Give all the lines below again, exactly, with no pictures.
___ Data block ___
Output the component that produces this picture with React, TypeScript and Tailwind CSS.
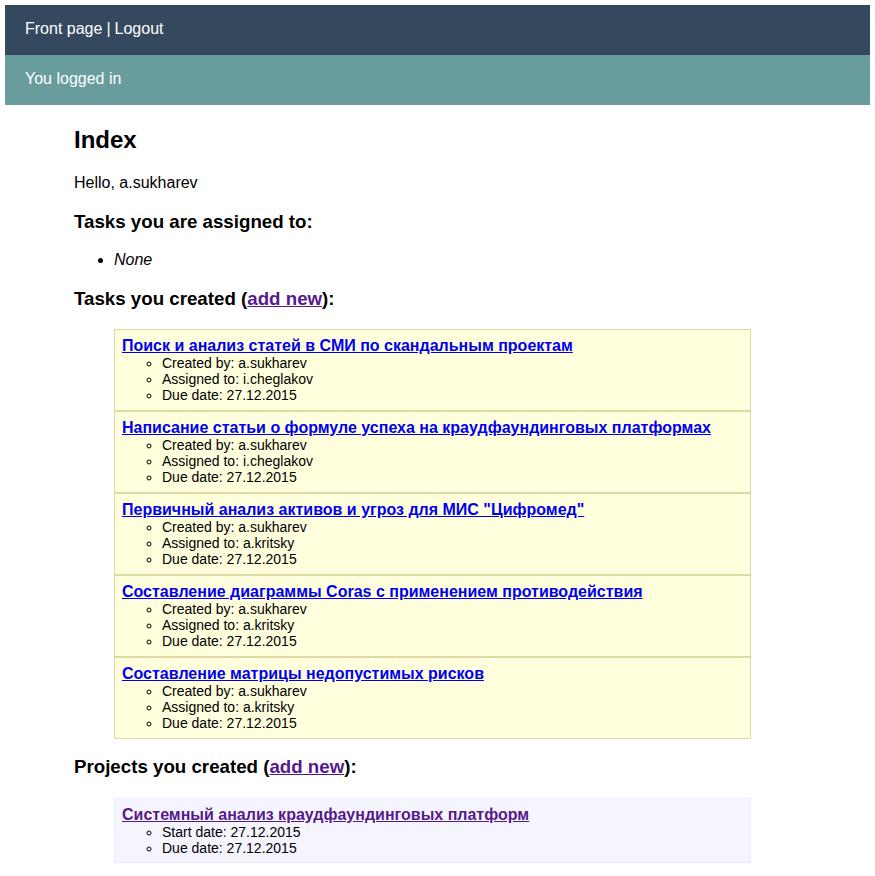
import React from "react";

const tasks = [
  { title: "Поиск и анализ статей в СМИ по скандальным проектам", assigned: "i.cheglakov" },
  { title: "Написание статьи о формуле успеха на краудфаундинговых платформах", assigned: "i.cheglakov" },
  { title: "Первичный анализ активов и угроз для МИС \"Цифромед\"", assigned: "a.kritsky" },
  { title: "Составление диаграммы Coras с применением противодействия", assigned: "a.kritsky" },
  { title: "Составление матрицы недопустимых рисков", assigned: "a.kritsky" },
];

export default function App() {
  return (
    <div
      className="bg-white p-[5px] text-black min-h-[876px]"
      style={{ fontFamily: '"Liberation Sans", Arial, sans-serif' }}
    >
      <div className="bg-[#34495e] h-[50px] flex items-center pb-[2px] px-5 text-white text-[16px]">
        <a href="#" className="text-white">Front page</a>
        <span className="mx-[4px]">|</span>
        <a href="#" className="text-white">Logout</a>
      </div>
      <div className="bg-[#699d9d] h-[50px] flex items-center pb-[2px] px-5 text-white text-[16px]">
        You logged in
      </div>
      <div className="pl-[69px] pr-[119px]">
        <h2 className="text-[24px] font-bold leading-[27.6px] mt-[21px] mb-[20px]">Index</h2>
        <p className="text-[16px] leading-[18.4px]">Hello, a.sukharev</p>
        <h3 className="text-[18.72px] font-bold leading-[21.5px] mt-[18.72px] mb-[18.72px]">
          Tasks you are assigned to:
        </h3>
        <ul className="list-disc pl-[40px] text-[16px] leading-[18.4px]">
          <li className="italic">None</li>
        </ul>
        <h3 className="text-[18.72px] font-bold leading-[21.5px] mt-[18.72px] mb-[19px]">
          Tasks you created (<a href="#" className="text-[#551a8b] underline">add new</a>):
        </h3>
        <div className="pl-[40px]">
          {tasks.map((t, i) => (
            <div key={i} className="bg-[#ffffdd] border border-[#dddba3] px-[7px] py-[7px]">
              <a href="#" className="block text-[#0000ee] underline font-bold text-[16px] leading-[18px]">
                {t.title}
              </a>
              <ul className="list-[circle] pl-[40px] text-[14px] leading-[16px]">
                <li>Created by: a.sukharev</li>
                <li>Assigned to: {t.assigned}</li>
                <li>Due date: 27.12.2015</li>
              </ul>
            </div>
          ))}
        </div>
        <h3 className="text-[18.72px] font-bold leading-[21.5px] mt-[17px] mb-[20.5px]">
          Projects you created (<a href="#" className="text-[#551a8b] underline">add new</a>):
        </h3>
        <div className="pl-[40px]">
          <div className="bg-[#f5f5ff] border border-[#ececfa] px-[7px] pt-[7px] pb-[6px]">
            <a href="#" className="block text-[#551a8b] underline font-bold text-[16px] leading-[18px]">
              Системный анализ краудфаундинговых платформ
            </a>
            <ul className="list-[circle] pl-[40px] text-[14px] leading-[16px]">
              <li>Start date: 27.12.2015</li>
              <li>Due date: 27.12.2015</li>
            </ul>
          </div>
        </div>
      </div>
    </div>
  );
}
___
Task response.
Output the component that produces this picture with React, TypeScript and Tailwind CSS.
import React from "react";

const tasks = [
  { title: "Поиск и анализ статей в СМИ по скандальным проектам", assigned: "i.cheglakov" },
  { title: "Написание статьи о формуле успеха на краудфаундинговых платформах", assigned: "i.cheglakov" },
  { title: "Первичный анализ активов и угроз для МИС \"Цифромед\"", assigned: "a.kritsky" },
  { title: "Составление диаграммы Coras с применением противодействия", assigned: "a.kritsky" },
  { title: "Составление матрицы недопустимых рисков", assigned: "a.kritsky" },
];

export default function App() {
  return (
    <div
      className="bg-white p-[5px] text-black min-h-[876px]"
      style={{ fontFamily: '"Liberation Sans", Arial, sans-serif' }}
    >
      <div className="bg-[#34495e] h-[50px] flex items-center pb-[2px] px-5 text-white text-[16px]">
        <a href="#" className="text-white">Front page</a>
        <span className="mx-[4px]">|</span>
        <a href="#" className="text-white">Logout</a>
      </div>
      <div className="bg-[#699d9d] h-[50px] flex items-center pb-[2px] px-5 text-white text-[16px]">
        You logged in
      </div>
      <div className="pl-[69px] pr-[119px]">
        <h2 className="text-[24px] font-bold leading-[27.6px] mt-[21px] mb-[20px]">Index</h2>
        <p className="text-[16px] leading-[18.4px]">Hello, a.sukharev</p>
        <h3 className="text-[18.72px] font-bold leading-[21.5px] mt-[18.72px] mb-[18.72px]">
          Tasks you are assigned to:
        </h3>
        <ul className="list-disc pl-[40px] text-[16px] leading-[18.4px]">
          <li className="italic">None</li>
        </ul>
        <h3 className="text-[18.72px] font-bold leading-[21.5px] mt-[18.72px] mb-[19px]">
          Tasks you created (<a href="#" className="text-[#551a8b] underline">add new</a>):
        </h3>
        <div className="pl-[40px]">
          {tasks.map((t, i) => (
            <div key={i} className="bg-[#ffffdd] border border-[#dddba3] px-[7px] py-[7px]">
              <a href="#" className="block text-[#0000ee] underline font-bold text-[16px] leading-[18px]">
                {t.title}
              </a>
              <ul className="list-[circle] pl-[40px] text-[14px] leading-[16px]">
                <li>Created by: a.sukharev</li>
                <li>Assigned to: {t.assigned}</li>
                <li>Due date: 27.12.2015</li>
              </ul>
            </div>
          ))}
        </div>
        <h3 className="text-[18.72px] font-bold leading-[21.5px] mt-[17px] mb-[20.5px]">
          Projects you created (<a href="#" className="text-[#551a8b] underline">add new</a>):
        </h3>
        <div className="pl-[40px]">
          <div className="bg-[#f5f5ff] border border-[#ececfa] px-[7px] pt-[7px] pb-[6px]">
            <a href="#" className="block text-[#551a8b] underline font-bold text-[16px] leading-[18px]">
              Системный анализ краудфаундинговых платформ
            </a>
            <ul className="list-[circle] pl-[40px] text-[14px] leading-[16px]">
              <li>Start date: 27.12.2015</li>
              <li>Due date: 27.12.2015</li>
            </ul>
          </div>
        </div>
      </div>
    </div>
  );
}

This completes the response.